The UAW and IG Metall will hold a joint press conference Thursday at UAW Local 1853 in Spring Hill, Tenn., the UAW announced today. UAW officials attending the press conference include UAW Secretary-Treasurer Gary Casteel and Region 8 Director Ray Curry, Local 1853 President Tim Stannard told Automotive News.
Stannard said the unions would announce a new partnership called the Transatlantic Labor Institute. The effort will focus on broad auto worker representation issues at the U.S. plants of German manufacturers, which unlike in Germany are not widely unionized in the United States.
Stannard said that the announcement was not specifically related to UAW organizing efforts at Volkswagen’s assembly plant in Chattanooga.
“It’s related to the whole automotive industry,” Stannard said, declining to elaborate ahead of tomorrow’s press conference.
The Associated Press earlier Wednesday reported that the two unions will open a joint office in Tennessee for the effort. According to a statement obtained by the newswire, “IG Metall believes some German manufacturers are exploiting low-wage environments in the U.S. South, where working conditions -- including health and safety situations -- tend to be challenging for employees.”

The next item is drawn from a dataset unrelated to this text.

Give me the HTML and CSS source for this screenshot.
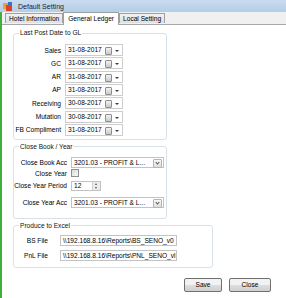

The partnership’s formation comes amid Volkswagen’s emissions scandal and the UAW’s continuing effort to organize workers at VW’s Chattanooga plant, which most recently has honed in on skilled trades workers at the plant.
The UAW last month petitioned the National Labor Relations Board for an election by about 165 skilled trades workers at the plant. The NLRB today gave the election a green light, setting a representation vote for Dec. 3 and Dec. 4.
The UAW’s organizing drive in Chattanooga climaxed in February 2014 when workers at the plant voted 712-to-626 against the UAW.
But the effort has drawn the union closer to the powerful IG Metall trade union, whose former boss Berthold Huber was named interim chairman of VW AG’s supervisory board following the resignation of Ferdinand Piech last spring. Huber has been a vocal proponent of the UAW’s organizing drive at the VW’s Tennesee factory, urging workers in a 2013 letter to join the union, Reuters reported at the time.
UAW efforts to advance its standing among plant workers has continued since the failed election, advocating for a German-style works council model of employee representation at the plant, mirroring what VW has at the rest of its assembly plants worldwide.